Ce forum remporte un grand succès puisqu’il compte près de 16 000 inscrits et pas loin de cinq millions de connexions sur son portail. C’est effectivement quelque chose de considérable. Son titre est clair, il s’adresse à tous. Il fait le lien entre armée et citoyens.

  • Étiez-vous en conflit 
avec votre hiérarchie  ?

Absolument pas. En juin 2009, alors même que la procédure de radiation était lancée, j’ai même reçu les « félicitations » de mon supérieur hiérarchique direct pour mon action en général au sein de l’état-major de la gendarmerie…

Entretien réalisé par L.M et D.S.


P.-S.

Complément 1

[LEMONDE.FR avec AFP, 4 avril 9h24] – Un gendarme a été suspendu pour avoir écrit un poème intitulé « Il pleut sous nos képis » dédié à Jean-Hugues Matelly [4].

Complément 2

[Libération, le 30 avril 2010] – Jean-Hugues Matelly vient d’obtenir devant le Conseil d’État la suspension partielle de l’exécution du décret le radiant des cadres de la gendarmerie.
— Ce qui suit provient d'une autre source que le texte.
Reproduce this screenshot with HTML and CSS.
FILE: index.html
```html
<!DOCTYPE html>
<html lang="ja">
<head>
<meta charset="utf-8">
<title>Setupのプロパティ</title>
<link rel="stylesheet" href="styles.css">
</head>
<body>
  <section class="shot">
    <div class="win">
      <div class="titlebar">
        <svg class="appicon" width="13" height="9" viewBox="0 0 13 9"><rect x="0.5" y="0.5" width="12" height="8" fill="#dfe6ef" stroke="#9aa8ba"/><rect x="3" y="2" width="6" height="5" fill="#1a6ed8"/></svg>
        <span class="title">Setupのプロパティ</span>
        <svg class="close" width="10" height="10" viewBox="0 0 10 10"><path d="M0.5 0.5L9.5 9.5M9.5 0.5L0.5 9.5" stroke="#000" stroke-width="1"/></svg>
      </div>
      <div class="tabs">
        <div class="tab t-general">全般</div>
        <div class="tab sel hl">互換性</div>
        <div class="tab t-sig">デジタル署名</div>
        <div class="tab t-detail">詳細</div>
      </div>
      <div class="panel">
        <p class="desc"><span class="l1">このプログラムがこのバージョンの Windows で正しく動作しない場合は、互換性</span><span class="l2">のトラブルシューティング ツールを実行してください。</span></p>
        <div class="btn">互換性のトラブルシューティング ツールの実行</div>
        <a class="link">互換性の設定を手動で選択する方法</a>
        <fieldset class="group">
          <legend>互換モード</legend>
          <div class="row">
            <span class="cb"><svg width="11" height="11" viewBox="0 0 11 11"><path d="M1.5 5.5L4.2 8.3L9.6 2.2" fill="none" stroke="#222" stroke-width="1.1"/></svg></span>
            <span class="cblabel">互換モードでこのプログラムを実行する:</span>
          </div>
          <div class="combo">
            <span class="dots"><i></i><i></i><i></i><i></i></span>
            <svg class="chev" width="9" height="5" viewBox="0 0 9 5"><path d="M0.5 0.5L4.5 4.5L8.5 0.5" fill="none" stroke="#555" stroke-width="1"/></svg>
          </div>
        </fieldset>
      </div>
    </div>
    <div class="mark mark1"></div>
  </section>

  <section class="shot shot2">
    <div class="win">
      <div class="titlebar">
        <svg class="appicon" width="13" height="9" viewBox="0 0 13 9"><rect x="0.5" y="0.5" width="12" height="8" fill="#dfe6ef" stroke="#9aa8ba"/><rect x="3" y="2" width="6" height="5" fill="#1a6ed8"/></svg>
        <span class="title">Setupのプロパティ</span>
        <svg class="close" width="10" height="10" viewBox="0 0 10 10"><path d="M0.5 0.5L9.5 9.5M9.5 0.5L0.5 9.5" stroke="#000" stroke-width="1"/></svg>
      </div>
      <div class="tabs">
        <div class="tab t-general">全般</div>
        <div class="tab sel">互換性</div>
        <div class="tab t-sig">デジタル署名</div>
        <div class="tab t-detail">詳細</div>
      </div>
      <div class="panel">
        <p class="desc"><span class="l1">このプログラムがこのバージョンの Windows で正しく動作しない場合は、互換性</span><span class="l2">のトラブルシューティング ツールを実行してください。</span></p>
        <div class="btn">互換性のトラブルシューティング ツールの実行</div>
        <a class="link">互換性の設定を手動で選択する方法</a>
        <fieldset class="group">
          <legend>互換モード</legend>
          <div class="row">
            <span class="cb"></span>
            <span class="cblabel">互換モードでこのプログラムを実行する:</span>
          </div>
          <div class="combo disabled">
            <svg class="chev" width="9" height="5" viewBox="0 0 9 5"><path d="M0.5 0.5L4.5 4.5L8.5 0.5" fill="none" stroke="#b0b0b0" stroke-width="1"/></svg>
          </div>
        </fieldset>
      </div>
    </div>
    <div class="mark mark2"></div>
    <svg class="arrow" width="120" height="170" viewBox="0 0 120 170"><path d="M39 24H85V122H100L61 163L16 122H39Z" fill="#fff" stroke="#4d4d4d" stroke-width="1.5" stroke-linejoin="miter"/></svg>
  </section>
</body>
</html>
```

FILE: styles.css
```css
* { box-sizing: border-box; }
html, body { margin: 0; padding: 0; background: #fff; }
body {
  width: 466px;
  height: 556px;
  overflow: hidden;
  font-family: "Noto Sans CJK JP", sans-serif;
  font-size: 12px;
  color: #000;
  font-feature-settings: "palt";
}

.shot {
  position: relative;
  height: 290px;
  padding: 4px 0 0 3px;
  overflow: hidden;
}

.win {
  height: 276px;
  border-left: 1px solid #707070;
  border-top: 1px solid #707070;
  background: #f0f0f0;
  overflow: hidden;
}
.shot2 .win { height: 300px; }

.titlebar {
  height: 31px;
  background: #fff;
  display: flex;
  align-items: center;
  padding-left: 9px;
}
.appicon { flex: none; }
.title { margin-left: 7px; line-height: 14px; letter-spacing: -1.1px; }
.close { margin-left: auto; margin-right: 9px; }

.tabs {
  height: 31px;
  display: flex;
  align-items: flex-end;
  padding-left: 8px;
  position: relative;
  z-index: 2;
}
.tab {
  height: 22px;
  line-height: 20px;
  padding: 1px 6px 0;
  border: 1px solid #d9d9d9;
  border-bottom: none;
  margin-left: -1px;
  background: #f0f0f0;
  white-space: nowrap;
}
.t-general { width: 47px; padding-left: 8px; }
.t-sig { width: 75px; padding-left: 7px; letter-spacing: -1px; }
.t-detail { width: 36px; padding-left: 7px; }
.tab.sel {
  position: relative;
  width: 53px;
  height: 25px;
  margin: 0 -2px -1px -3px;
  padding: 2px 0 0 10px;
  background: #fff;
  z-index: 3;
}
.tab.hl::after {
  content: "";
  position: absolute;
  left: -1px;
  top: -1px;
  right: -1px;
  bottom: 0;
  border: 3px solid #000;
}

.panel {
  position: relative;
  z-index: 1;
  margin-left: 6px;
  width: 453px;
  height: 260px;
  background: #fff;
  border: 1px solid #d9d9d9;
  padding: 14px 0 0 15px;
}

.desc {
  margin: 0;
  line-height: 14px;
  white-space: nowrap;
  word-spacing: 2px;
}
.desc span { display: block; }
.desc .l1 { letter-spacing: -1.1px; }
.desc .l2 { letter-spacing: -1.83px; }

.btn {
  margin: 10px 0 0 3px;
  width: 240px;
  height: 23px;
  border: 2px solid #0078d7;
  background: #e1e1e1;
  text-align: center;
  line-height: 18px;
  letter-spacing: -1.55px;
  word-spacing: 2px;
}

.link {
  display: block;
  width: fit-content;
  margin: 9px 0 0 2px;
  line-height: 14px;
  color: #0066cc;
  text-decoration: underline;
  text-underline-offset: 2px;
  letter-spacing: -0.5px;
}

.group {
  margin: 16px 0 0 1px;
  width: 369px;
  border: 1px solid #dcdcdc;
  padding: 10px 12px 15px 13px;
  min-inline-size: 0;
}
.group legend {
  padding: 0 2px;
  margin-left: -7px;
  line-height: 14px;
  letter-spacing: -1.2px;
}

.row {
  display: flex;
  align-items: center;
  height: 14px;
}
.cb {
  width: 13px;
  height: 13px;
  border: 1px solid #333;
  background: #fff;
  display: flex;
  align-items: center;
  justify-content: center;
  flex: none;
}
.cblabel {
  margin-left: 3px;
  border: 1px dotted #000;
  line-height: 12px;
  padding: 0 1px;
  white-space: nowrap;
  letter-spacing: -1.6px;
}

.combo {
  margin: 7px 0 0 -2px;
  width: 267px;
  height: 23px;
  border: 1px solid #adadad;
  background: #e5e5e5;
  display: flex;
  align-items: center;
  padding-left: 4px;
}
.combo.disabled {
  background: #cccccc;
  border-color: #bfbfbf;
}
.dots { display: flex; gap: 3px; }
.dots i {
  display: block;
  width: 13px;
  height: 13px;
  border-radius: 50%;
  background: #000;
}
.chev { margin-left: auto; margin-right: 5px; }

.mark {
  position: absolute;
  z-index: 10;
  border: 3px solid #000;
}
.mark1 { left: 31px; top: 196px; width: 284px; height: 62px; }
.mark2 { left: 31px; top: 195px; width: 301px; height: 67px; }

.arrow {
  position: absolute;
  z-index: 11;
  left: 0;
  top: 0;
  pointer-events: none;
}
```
Le juge qui avait examiné mardi le référé de l’ex-officier contestant sa radiation a « ordonné la suspension des effets les plus dommageables de la sanction infligée », « à savoir la privation de rémunération et l’obligation de libérer [son] logement de fonction ». Il ajoute qu’il « reste saisi de l’affaire au fond » et qu’il « devra se prononcer définitivement sur la légalité du décret contesté ».

Lectures complémentaires

Notes

[1L’article de J.-H. Matelly C. Mouhanna et Laurent Mucchielli, daté du 30 décembre 2008, est repris sur ce site : « La gendarmerie enterrée, à tort, dans l’indifférence générale ».

[3Le communiqué du 26 mars 2010 du SNAD CGT :
http://www.snad.cgt.fr/spip.php?art....

Le Syndicat national des chercheurs scientifiques (SNCS-FSU) a également publié un communiqué le 30 mars 2010 : « Pour la réintégration de Jean-Hugues Matelly ».

Une pétition a été lancée par Sauvons la recherche.

[4Ce poème a été publié par l’Adefdromil sur son site : http://adefdromil.org/?p=4341. Son auteur, “l’adjudant A.”, a été identifié et une procédure disciplinaire a été engagée à son encontre. Il a été suspendu cette semaine dans l’attente d’une éventuelle sanction.

L’Association de défense des droits des militaires, qui revendique 1 500 adhérents, demande plus de liberté d’expression pour les militaires.